In Quebec, employers must be able to provide their employees with a paper pay slip if requested. The pay slip must be delivered in person in a sealed envelope and it cannot be left unattended.
Although it is important to keep an eye on each pay slip, you can advise your employees to pay particular attention to the first one that will be issued to them, because errors occur often and must be corrected as soon as possible.
First, it is important to check the section regarding employee identification: last name, first name, and home address. If the pay slip includes employment information, such as a job title and company name, the employee should verify that information too.

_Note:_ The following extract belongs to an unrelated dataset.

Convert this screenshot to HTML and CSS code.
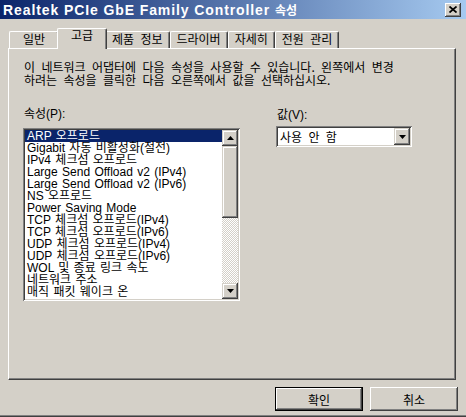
FILE: index.html
```html
<!DOCTYPE html>
<html lang="ko">
<head>
  <meta charset="UTF-8" />
  <title>Realtek PCIe GbE Family Controller 속성</title>
  <link rel="stylesheet" href="styles.css">
</head>
<body>
  <div class="window">
    <!-- Title bar -->
    <div class="titlebar">
      <span class="title">Realtek PCIe GbE Family Controller <span class="title-ko">속성</span></span>
      <button class="close-btn">
        <svg width="8" height="7" viewBox="0 0 8 7"><path d="M0.5 0.5 L7.5 6.5 M7.5 0.5 L0.5 6.5" stroke="#000" stroke-width="1.7" fill="none"/></svg>
      </button>
    </div>

    <!-- Tabs -->
    <div class="tabs">
      <div class="tab tab-wide">일반</div>
      <div class="tab active">고급</div>
      <div class="tab">제품 정보</div>
      <div class="tab">드라이버</div>
      <div class="tab">자세히</div>
      <div class="tab">전원 관리</div>
    </div>

    <div class="panel">
      <p class="desc">이 네트워크 어댑터에 다음 속성을 사용할 수 있습니다. 왼쪽에서 변경<br>하려는 속성을 클릭한 다음 오른쪽에서 값을 선택하십시오.</p>

      <div class="fields">
        <div class="field-left">
          <div class="label">속성(P):</div>
          <div class="listbox">
            <ul class="items">
              <li class="selected">ARP 오프로드</li>
              <li>Gigabit 자동 비활성화(절전)</li>
              <li>IPv4 체크섬 오프로드</li>
              <li>Large Send Offload v2 (IPv4)</li>
              <li>Large Send Offload v2 (IPv6)</li>
              <li>NS 오프로드</li>
              <li>Power Saving Mode</li>
              <li>TCP 체크섬 오프로드(IPv4)</li>
              <li>TCP 체크섬 오프로드(IPv6)</li>
              <li>UDP 체크섬 오프로드(IPv4)</li>
              <li>UDP 체크섬 오프로드(IPv6)</li>
              <li>WOL 및 종료 링크 속도</li>
              <li>네트워크 주소</li>
              <li>매직 패킷 웨이크 온</li>
            </ul>
            <div class="scrollbar">
              <div class="sb-btn">
                <svg width="7" height="4" viewBox="0 0 7 4"><path d="M3.5 0 L7 4 L0 4 Z" fill="#000"/></svg>
              </div>
              <div class="sb-thumb"></div>
              <div class="sb-track"></div>
              <div class="sb-btn">
                <svg width="7" height="4" viewBox="0 0 7 4"><path d="M0 0 L7 0 L3.5 4 Z" fill="#000"/></svg>
              </div>
            </div>
          </div>
        </div>

        <div class="field-right">
          <div class="label">값(V):</div>
          <div class="combo">
            <span class="combo-text">사용 안 함</span>
            <span class="combo-btn">
              <svg width="7" height="4" viewBox="0 0 7 4"><path d="M0 0 L7 0 L3.5 4 Z" fill="#000"/></svg>
            </span>
          </div>
        </div>
      </div>
    </div>

    <div class="buttons">
      <button class="btn default">확인</button>
      <button class="btn">취소</button>
    </div>
  </div>
</body>
</html>
```

FILE: styles.css
```css
* {
  box-sizing: border-box;
  margin: 0;
  padding: 0;
}

body {
  background: #d4d0c8;
  font-family: "Liberation Sans", "Noto Sans CJK KR", sans-serif;
  font-size: 12px;
  color: #000;
}

.window {
  width: 466px;
  height: 417px;
  background: #d4d0c8;
  border-bottom: 1px solid #404040;
  box-shadow: inset 0 -1px #808080;
  overflow: hidden;
}

/* title bar */
.titlebar {
  height: 19px;
  display: flex;
  align-items: center;
  justify-content: space-between;
  padding: 0 5px 0 3px;
  background: linear-gradient(to right, #0a246a, #a6caf0);
}

.title {
  color: #fff;
  font-weight: bold;
  font-size: 14px;
  letter-spacing: 0.9px;
  white-space: nowrap;
}

.title-ko {
  font-size: 12px;
  letter-spacing: 0;
}

.close-btn {
  width: 16px;
  height: 14px;
  border: none;
  background: #d4d0c8;
  display: flex;
  align-items: center;
  justify-content: center;
  box-shadow: inset -1px -1px #404040, inset 1px 1px #fff, inset -2px -2px #808080;
}

/* tabs */
.tabs {
  height: 29px;
  display: flex;
  align-items: flex-end;
  padding-left: 9px;
  word-spacing: 3px;
}

.tab {
  height: 17px;
  min-width: 46px;
  padding: 1px 6px 0;
  text-align: center;
  line-height: 15px;
  border-top: 1px solid #fff;
  border-left: 1px solid #fff;
  border-right: 1px solid #404040;
  border-top-left-radius: 2px;
  border-top-right-radius: 2px;
  box-shadow: inset -1px 0 #808080;
  white-space: nowrap;
}

.tab-wide {
  min-width: 50px;
}

.tab.active {
  position: relative;
  z-index: 1;
  height: 21px;
  min-width: 50px;
  margin: 0 -2px -1px;
  padding-top: 0;
  background: #d4d0c8;
}

/* tab page */
.panel {
  height: 332px;
  margin: 0 10px 0 8px;
  padding: 11px 14px 0;
  border: 1px solid;
  border-color: #fff #404040 #404040 #fff;
  box-shadow: inset -1px -1px #808080;
}

.desc {
  padding-left: 1px;
  line-height: 13px;
  word-spacing: 3px;
  font-family: "Noto Sans CJK KR", sans-serif;
}

.fields {
  display: flex;
  gap: 36px;
  margin-top: 22px;
}

.label {
  padding-left: 1px;
  line-height: 13px;
}

/* list box */
.listbox {
  width: 217px;
  height: 173px;
  margin-top: 7px;
  padding: 2px;
  display: flex;
  background: #fff;
  box-shadow: inset 1px 1px #808080, inset -1px -1px #fff, inset 2px 2px #404040, inset -2px -2px #d4d0c8;
}

.items {
  flex: 1;
  list-style: none;
  overflow: hidden;
}

.items li {
  height: 12px;
  line-height: 12px;
  padding-left: 2px;
  white-space: nowrap;
  word-spacing: 1px;
}

.items li.selected {
  background: #0a246a;
  color: #fff;
}

.scrollbar {
  width: 16px;
  display: flex;
  flex-direction: column;
}

.sb-btn {
  height: 16px;
  display: flex;
  align-items: center;
  justify-content: center;
  background: #d4d0c8;
  box-shadow: inset -1px -1px #404040, inset 1px 1px #d4d0c8, inset -2px -2px #808080, inset 2px 2px #fff;
}

.sb-thumb {
  height: 72px;
  background: #d4d0c8;
  box-shadow: inset -1px -1px #404040, inset 1px 1px #d4d0c8, inset -2px -2px #808080, inset 2px 2px #fff;
}

.sb-track {
  flex: 1;
  background: repeating-conic-gradient(#d4d0c8 0 25%, #fff 0 50%) 0 0 / 2px 2px;
}

/* value combo */
.field-right .label {
  margin-top: 1px;
}

.combo {
  width: 136px;
  height: 21px;
  margin-top: 4px;
  padding: 2px;
  display: flex;
  align-items: center;
  background: #fff;
  box-shadow: inset 1px 1px #808080, inset -1px -1px #fff, inset 2px 2px #404040, inset -2px -2px #d4d0c8;
}

.combo-text {
  flex: 1;
  padding-left: 2px;
  word-spacing: 3px;
}

.combo-btn {
  width: 16px;
  height: 17px;
  display: flex;
  align-items: center;
  justify-content: center;
  background: #d4d0c8;
  box-shadow: inset -1px -1px #404040, inset 1px 1px #d4d0c8, inset -2px -2px #808080, inset 2px 2px #fff;
}

/* dialog buttons */
.buttons {
  display: flex;
  justify-content: flex-end;
  gap: 7px;
  padding: 7px 8px 0 0;
}

.btn {
  width: 88px;
  height: 24px;
  border: none;
  background: #d4d0c8;
  font-family: "Liberation Sans", "Noto Sans CJK KR", sans-serif;
  font-size: 12px;
  color: #000;
  box-shadow: inset -1px -1px #404040, inset 1px 1px #fff, inset -2px -2px #808080;
}

.btn.default {
  box-shadow: inset 0 0 0 1px #000, inset -2px -2px #404040, inset 2px 2px #fff, inset -3px -3px #808080;
}
```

Next, hours worked and compensation details must be verified. Since this information directly affects the remuneration of employees, it is important to check that the pay corresponds to the hours worked and that it falls within the correct period.
Your employees will be taxed according to the information on their pay slips, hence the importance of verifying this data: tax corrections may be necessary in the event of an error.
The answer
How to decipher a pay slip? As a first step, employers can provide a relevant answer to this question by making an effort to help their employees better understand their pay slips. They can create a sample explanatory document that is accessible at all times, especially for their new employees.
Furthermore, a pay slip always contains the following sections:
- Employee information
- Company information
- Gross earnings
- Deductions
- Net pay
Once these sections are identified, the information on the pay slip becomes easily comprehensible. It is important to verify the accuracy of the remuneration and the period in which it falls. The regular deductions will be added to this in order to provide the employee’s net pay.
As the details and presentation of the information may differ from one company to another, it is important to provide more information on certain elements, such as the acronyms for the various deductions.